##### Recorded information #####
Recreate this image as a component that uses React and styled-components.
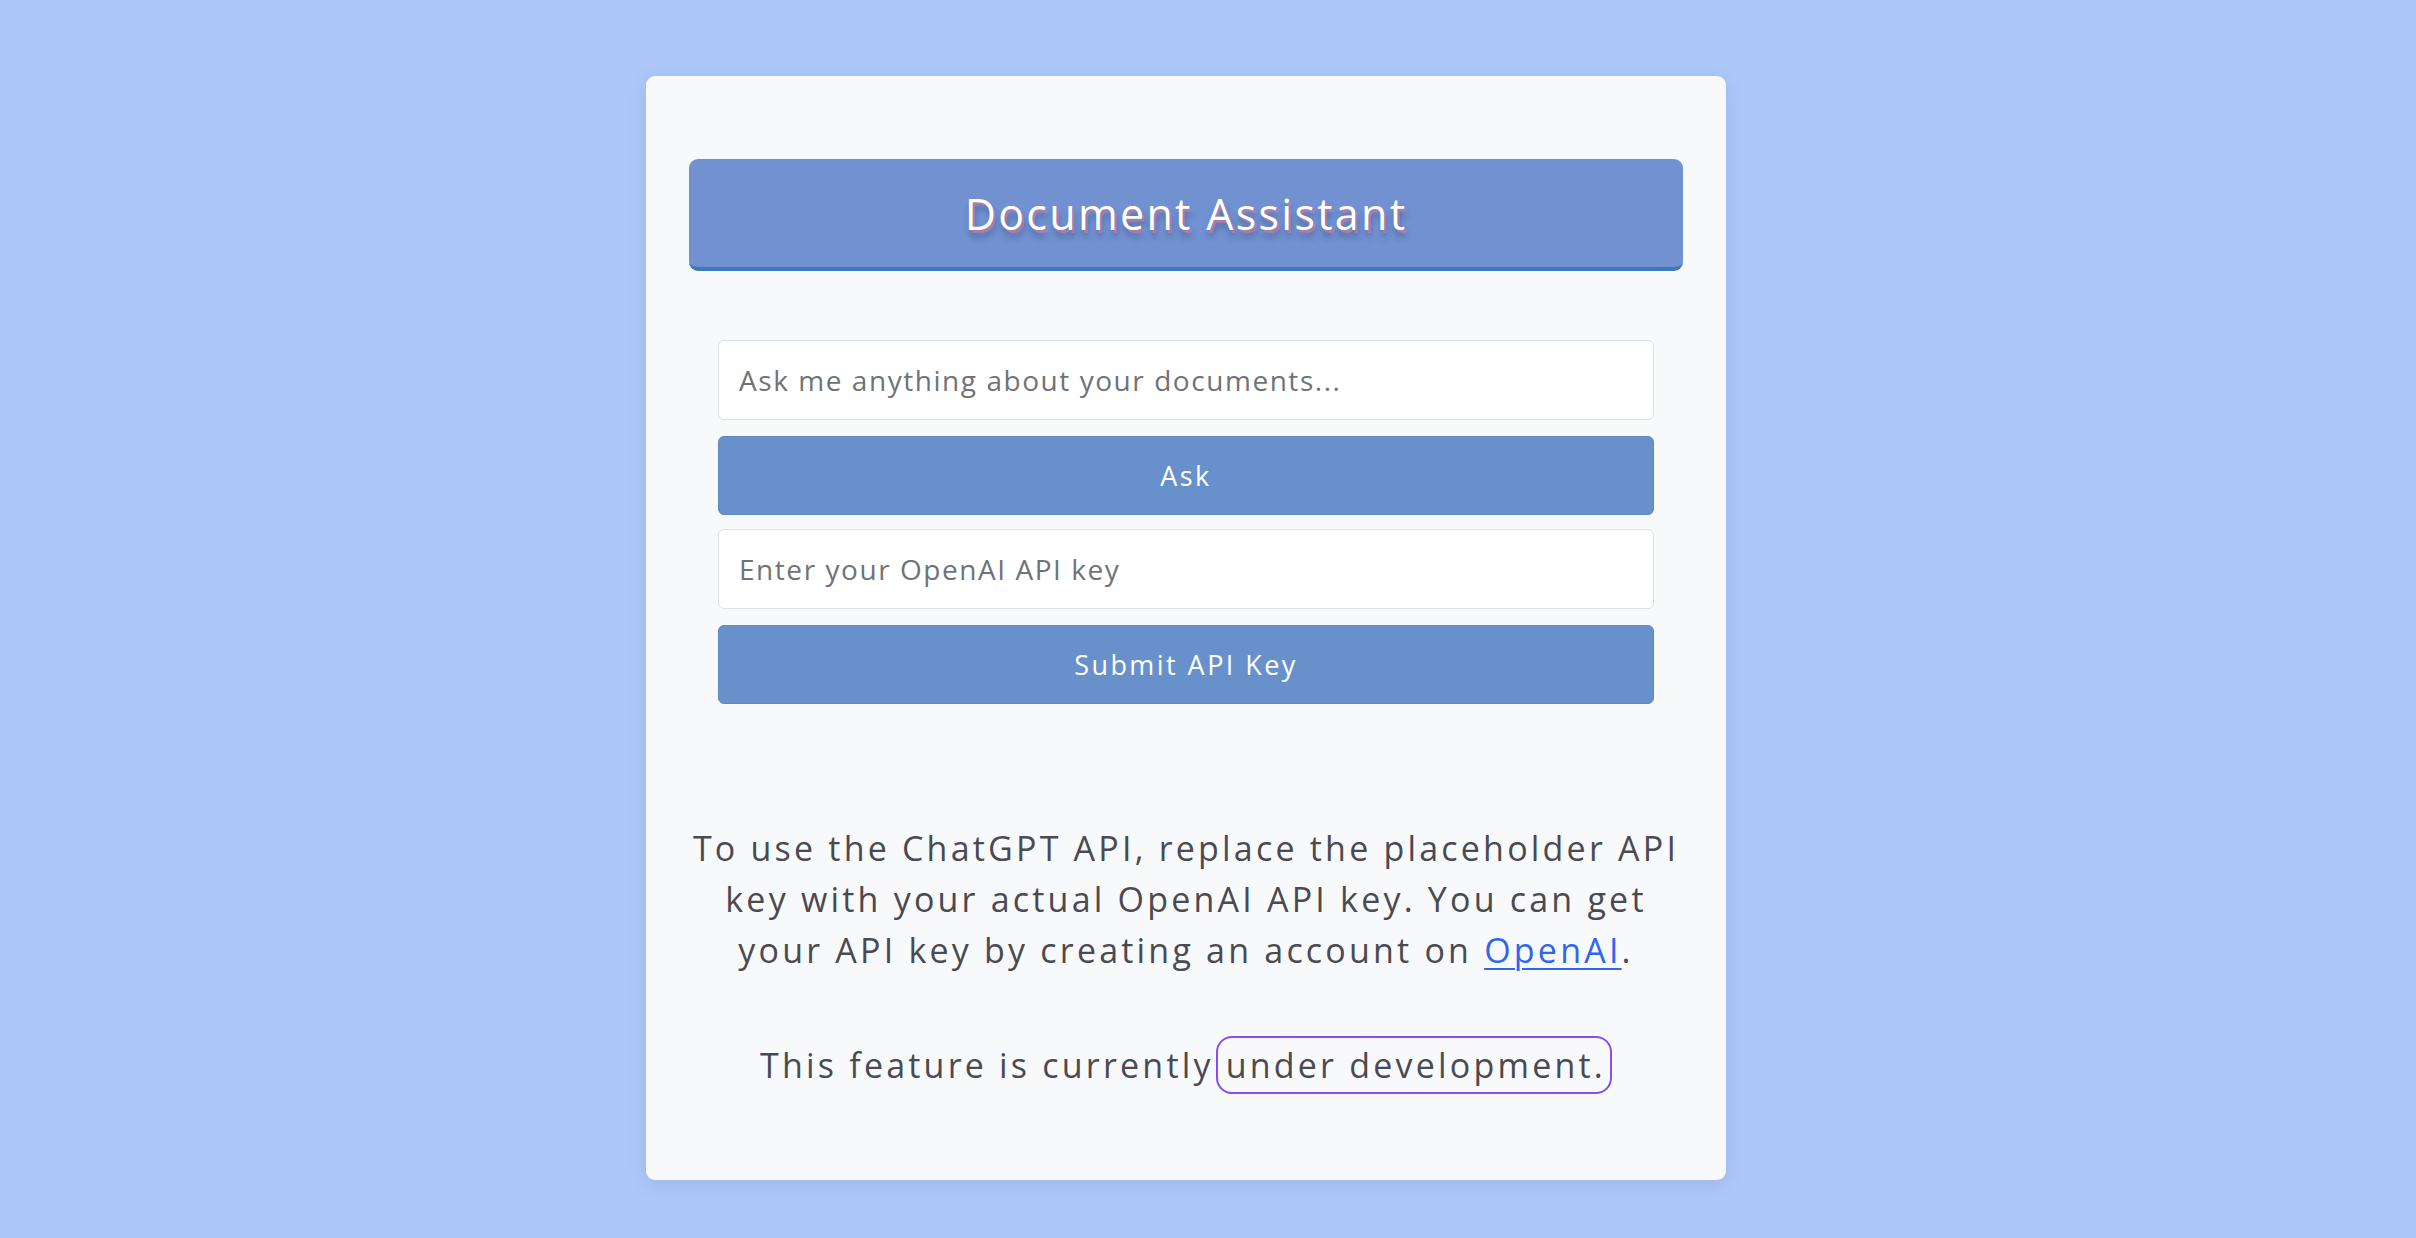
import React from "react";
import styled, { createGlobalStyle } from "styled-components";

const Global = createGlobalStyle`
  html, body { margin: 0; padding: 0; }
  body {
    background: #adc8f8;
    font-family: "Open Sans", "Liberation Sans", sans-serif;
  }
`;

const Page = styled.div`
  display: flex;
  justify-content: center;
  padding: 76px 44px 0 0;
  height: 1238px;
  box-sizing: border-box;
  overflow: hidden;
`;

const Card = styled.main`
  width: 1080px;
  box-sizing: border-box;
  background: #f8f9fa;
  border-radius: 9px;
  padding: 83px 43px 89px;
  box-shadow: 0 4px 18px rgba(60, 80, 130, 0.14);
  align-self: flex-start;
`;

const Header = styled.header`
  height: 112px;
  box-sizing: border-box;
  background: #7191d1;
  border-bottom: 4px solid #3d7ab8;
  border-radius: 9px;
  display: flex;
  align-items: center;
  justify-content: center;
`;

const Title = styled.h1`
  margin: 0;
  color: #ffffff;
  font-size: 43px;
  font-weight: 400;
  letter-spacing: 2.3px;
  text-shadow: 2px 3px 0 rgba(185, 125, 165, 0.75), 2px 7px 6px rgba(40, 50, 90, 0.45);
`;

const Form = styled.form`
  display: flex;
  flex-direction: column;
  padding: 69px 29px 0;
`;

const Input = styled.input`
  height: 80px;
  box-sizing: border-box;
  border: 1px solid #dee2e6;
  border-radius: 6px;
  background: #ffffff;
  padding: 0 20px;
  margin-bottom: 16px;
  font-family: "Open Sans", "Liberation Sans", sans-serif;
  font-size: 28px;
  letter-spacing: 1.55px;
  color: #333;
  outline: none;
  &::placeholder { color: #6f7378; }
`;

const Button = styled.button`
  height: 79px;
  box-sizing: border-box;
  border: 1px solid #6089c6;
  border-radius: 6px;
  background: #6891cb;
  color: #ffffff;
  font-family: "Open Sans", "Liberation Sans", sans-serif;
  font-size: 27px;
  letter-spacing: 2.45px;
  margin-bottom: ${(p) => (p.$last ? "0" : "14px")};
  cursor: pointer;
`;

const Info = styled.p`
  margin: ${(p) => (p.$first ? "119px 0 0" : "64px 0 0")};
  text-align: center;
  color: #4a4a52;
  font-size: 34px;
  line-height: 51px;
  letter-spacing: 3.2px;
`;

const Link = styled.a`
  color: #2f66ee;
  text-decoration: underline;
  text-decoration-thickness: 2px;
  text-underline-offset: 5px;
`;

const Highlight = styled.span`
  border: 2px solid #8450f0;
  border-radius: 16px;
  padding: 4px 4px 4px 8px;
  margin-left: 2px;
`;

export default function App() {
  return (
    <>
      <Global />
      <Page>
        <Card>
          <Header>
            <Title>Document Assistant</Title>
          </Header>
          <Form onSubmit={(e) => e.preventDefault()}>
            <Input placeholder="Ask me anything about your documents..." />
            <Button type="button">Ask</Button>
            <Input placeholder="Enter your OpenAI API key" />
            <Button type="button" $last>Submit API Key</Button>
          </Form>
          <Info $first>
            To use the ChatGPT API, replace the placeholder API
            <br />
            key with your actual OpenAI API key. You can get
            <br />
            your API key by creating an account on <Link href="#">OpenAI</Link>.
          </Info>
          <Info>
            This feature is currently<Highlight>under development.</Highlight>
          </Info>
        </Card>
      </Page>
    </>
  );
}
#####
Copy, from the material, each line that holds the string "styled".

Final result:
Recreate this image as a component that uses React and styled-components.
import styled, { createGlobalStyle } from "styled-components";
const Page = styled.div`
const Card = styled.main`
const Header = styled.header`
const Title = styled.h1`
const Form = styled.form`
const Input = styled.input`
const Button = styled.button`
const Info = styled.p`
const Link = styled.a`
const Highlight = styled.span`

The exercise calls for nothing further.